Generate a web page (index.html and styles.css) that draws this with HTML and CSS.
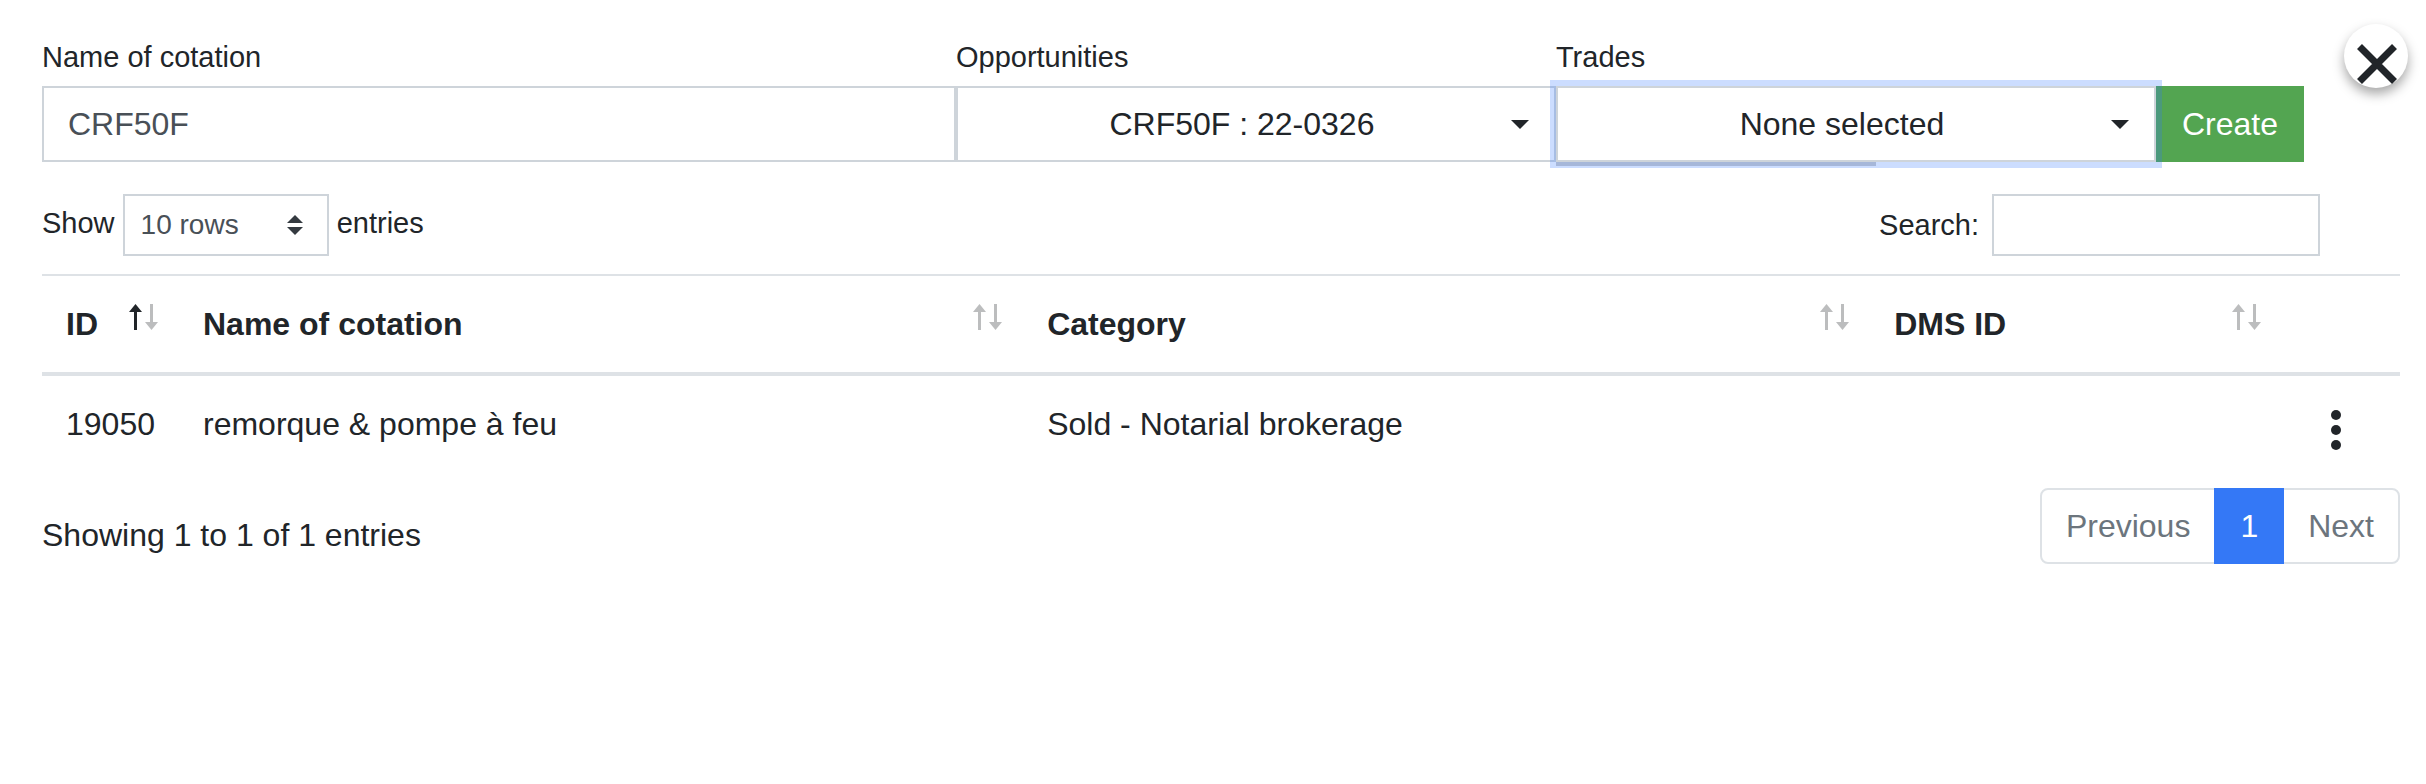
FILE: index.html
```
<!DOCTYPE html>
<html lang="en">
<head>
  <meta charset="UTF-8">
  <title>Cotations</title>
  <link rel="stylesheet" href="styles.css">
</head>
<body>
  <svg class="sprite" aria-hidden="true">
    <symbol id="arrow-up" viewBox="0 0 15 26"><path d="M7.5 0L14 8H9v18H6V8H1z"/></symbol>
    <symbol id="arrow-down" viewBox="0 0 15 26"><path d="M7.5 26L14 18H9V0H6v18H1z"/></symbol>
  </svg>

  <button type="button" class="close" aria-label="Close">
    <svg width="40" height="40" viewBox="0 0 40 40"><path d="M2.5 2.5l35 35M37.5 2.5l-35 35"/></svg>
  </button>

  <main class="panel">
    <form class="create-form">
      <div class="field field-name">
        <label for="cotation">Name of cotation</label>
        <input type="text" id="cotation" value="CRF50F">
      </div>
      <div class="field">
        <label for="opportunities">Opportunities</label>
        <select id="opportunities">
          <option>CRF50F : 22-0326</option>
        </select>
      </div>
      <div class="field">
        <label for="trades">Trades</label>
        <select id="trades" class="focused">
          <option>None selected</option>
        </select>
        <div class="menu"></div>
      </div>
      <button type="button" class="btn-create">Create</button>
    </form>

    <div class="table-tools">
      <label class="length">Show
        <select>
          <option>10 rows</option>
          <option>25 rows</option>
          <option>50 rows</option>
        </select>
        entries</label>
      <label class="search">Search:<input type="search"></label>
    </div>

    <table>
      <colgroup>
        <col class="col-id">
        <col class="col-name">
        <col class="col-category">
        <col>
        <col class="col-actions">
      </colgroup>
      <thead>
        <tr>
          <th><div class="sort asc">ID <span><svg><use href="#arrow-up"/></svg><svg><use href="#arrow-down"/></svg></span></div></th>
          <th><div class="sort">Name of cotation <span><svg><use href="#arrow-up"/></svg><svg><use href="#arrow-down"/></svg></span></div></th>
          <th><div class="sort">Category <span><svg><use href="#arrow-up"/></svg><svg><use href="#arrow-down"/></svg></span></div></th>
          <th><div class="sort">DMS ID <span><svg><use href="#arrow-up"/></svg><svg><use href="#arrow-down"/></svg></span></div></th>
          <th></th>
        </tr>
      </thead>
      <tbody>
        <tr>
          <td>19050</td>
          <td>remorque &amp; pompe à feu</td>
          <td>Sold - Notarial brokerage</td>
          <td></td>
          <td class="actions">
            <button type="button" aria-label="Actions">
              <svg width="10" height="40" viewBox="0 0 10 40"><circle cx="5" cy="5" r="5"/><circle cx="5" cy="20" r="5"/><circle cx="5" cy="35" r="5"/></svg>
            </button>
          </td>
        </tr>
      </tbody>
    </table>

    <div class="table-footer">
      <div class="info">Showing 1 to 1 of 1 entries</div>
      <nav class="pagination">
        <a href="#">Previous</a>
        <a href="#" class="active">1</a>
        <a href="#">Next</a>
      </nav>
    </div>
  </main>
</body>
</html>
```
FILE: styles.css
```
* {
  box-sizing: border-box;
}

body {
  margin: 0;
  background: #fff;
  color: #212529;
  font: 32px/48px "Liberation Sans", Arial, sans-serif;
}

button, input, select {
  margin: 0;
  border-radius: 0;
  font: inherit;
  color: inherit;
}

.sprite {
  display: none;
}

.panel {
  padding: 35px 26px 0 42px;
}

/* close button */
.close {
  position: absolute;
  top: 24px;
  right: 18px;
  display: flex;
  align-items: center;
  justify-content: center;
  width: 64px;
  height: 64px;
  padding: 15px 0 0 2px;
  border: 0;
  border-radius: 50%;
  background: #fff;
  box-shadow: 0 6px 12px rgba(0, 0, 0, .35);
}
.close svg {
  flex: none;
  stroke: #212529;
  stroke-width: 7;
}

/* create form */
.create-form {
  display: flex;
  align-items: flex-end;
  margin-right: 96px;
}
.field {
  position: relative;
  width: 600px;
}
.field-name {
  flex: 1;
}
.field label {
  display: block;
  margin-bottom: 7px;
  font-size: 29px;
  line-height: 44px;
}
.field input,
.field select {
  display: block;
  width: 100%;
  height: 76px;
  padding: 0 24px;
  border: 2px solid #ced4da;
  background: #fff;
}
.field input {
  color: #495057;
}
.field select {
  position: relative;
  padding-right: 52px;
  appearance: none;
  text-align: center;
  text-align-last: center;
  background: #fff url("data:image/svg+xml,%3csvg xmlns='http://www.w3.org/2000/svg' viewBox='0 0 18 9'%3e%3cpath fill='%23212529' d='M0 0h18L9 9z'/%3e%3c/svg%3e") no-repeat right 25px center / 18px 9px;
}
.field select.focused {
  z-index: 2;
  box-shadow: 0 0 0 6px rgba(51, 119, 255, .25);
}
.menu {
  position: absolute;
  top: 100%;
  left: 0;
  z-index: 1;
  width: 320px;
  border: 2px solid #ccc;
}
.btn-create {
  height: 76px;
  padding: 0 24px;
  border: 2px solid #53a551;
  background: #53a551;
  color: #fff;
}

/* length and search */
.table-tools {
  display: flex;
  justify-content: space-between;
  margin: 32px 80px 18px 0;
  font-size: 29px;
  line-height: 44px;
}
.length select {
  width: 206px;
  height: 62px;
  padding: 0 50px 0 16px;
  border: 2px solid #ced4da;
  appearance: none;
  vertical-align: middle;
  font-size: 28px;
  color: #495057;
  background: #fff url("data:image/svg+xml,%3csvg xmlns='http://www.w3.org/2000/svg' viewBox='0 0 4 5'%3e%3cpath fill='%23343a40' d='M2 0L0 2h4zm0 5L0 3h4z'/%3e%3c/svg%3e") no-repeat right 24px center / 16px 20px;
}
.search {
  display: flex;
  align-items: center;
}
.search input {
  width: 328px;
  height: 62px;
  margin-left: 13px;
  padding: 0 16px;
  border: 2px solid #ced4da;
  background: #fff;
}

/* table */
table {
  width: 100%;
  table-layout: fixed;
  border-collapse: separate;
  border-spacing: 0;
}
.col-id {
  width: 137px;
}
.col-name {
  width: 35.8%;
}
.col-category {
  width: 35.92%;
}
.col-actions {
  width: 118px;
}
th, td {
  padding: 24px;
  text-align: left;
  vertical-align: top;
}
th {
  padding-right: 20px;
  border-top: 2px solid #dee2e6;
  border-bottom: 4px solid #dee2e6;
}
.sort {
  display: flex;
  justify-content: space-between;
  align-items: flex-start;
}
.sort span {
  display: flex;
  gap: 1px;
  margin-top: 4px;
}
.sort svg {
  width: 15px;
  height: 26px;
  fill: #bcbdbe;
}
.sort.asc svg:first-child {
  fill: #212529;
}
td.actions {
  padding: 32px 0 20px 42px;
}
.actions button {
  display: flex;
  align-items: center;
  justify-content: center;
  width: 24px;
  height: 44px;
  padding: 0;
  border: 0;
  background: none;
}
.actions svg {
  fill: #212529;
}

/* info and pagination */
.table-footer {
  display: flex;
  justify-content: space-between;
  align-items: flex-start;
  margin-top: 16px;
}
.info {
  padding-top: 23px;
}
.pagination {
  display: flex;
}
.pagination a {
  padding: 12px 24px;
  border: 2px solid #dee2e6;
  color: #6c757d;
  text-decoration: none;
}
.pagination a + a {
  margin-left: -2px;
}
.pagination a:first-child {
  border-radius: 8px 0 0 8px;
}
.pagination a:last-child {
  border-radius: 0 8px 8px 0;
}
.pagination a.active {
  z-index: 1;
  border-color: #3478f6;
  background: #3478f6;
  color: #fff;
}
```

● ● ● ● ● ● ●

Where a line holds "html", copy that line.

**RESPONSE:**
Generate a web page (index.html and styles.css) that draws this with HTML and CSS.
FILE: index.html
<!DOCTYPE html>
<html lang="en">
</html>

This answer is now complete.